======== Material ========

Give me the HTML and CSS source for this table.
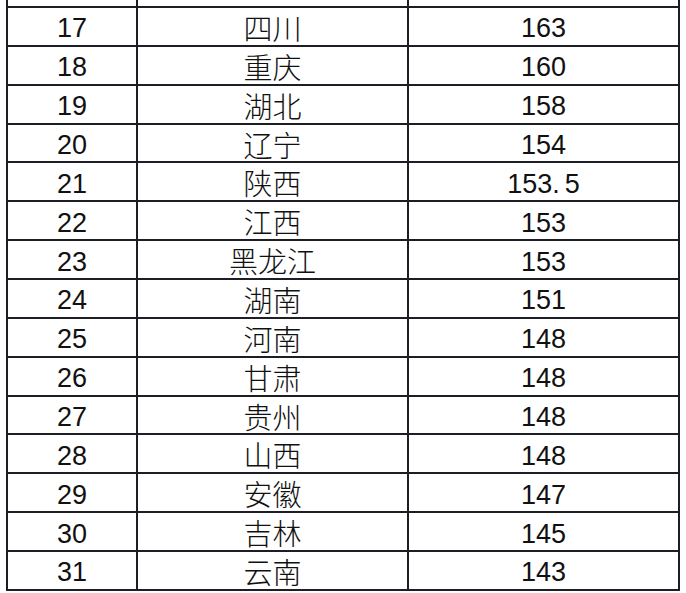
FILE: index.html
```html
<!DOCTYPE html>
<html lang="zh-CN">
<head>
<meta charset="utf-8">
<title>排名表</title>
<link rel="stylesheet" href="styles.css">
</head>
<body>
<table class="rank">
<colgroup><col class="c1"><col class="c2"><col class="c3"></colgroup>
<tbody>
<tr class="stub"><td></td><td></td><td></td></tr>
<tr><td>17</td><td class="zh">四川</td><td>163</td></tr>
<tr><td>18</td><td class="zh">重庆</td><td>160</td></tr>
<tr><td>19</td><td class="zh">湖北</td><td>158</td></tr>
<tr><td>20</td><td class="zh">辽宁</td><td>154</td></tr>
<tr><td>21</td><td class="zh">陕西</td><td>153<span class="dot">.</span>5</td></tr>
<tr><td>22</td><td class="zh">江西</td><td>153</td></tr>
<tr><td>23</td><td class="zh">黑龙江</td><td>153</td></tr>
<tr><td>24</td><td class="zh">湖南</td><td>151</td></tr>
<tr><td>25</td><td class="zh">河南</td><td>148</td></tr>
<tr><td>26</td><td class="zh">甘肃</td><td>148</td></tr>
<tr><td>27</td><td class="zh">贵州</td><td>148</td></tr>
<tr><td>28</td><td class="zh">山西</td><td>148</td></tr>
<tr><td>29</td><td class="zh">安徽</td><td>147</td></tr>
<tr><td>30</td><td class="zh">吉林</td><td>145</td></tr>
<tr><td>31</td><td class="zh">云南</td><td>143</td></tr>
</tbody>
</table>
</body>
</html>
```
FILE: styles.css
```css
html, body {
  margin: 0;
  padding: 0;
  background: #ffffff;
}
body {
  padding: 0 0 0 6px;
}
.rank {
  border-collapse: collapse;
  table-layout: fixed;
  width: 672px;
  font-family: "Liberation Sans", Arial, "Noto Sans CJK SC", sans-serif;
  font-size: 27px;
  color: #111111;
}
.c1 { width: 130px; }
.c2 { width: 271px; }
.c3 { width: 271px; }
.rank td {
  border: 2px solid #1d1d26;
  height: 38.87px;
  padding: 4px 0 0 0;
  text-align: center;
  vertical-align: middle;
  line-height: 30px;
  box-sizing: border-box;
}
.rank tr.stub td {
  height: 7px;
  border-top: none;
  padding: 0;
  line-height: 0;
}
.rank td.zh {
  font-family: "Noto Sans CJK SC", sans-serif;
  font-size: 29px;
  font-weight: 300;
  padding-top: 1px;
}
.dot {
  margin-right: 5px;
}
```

========

Select, from the listing, all lines that include the word "table".

Give me the HTML and CSS source for this table.
<table class="rank">
</table>
  table-layout: fixed;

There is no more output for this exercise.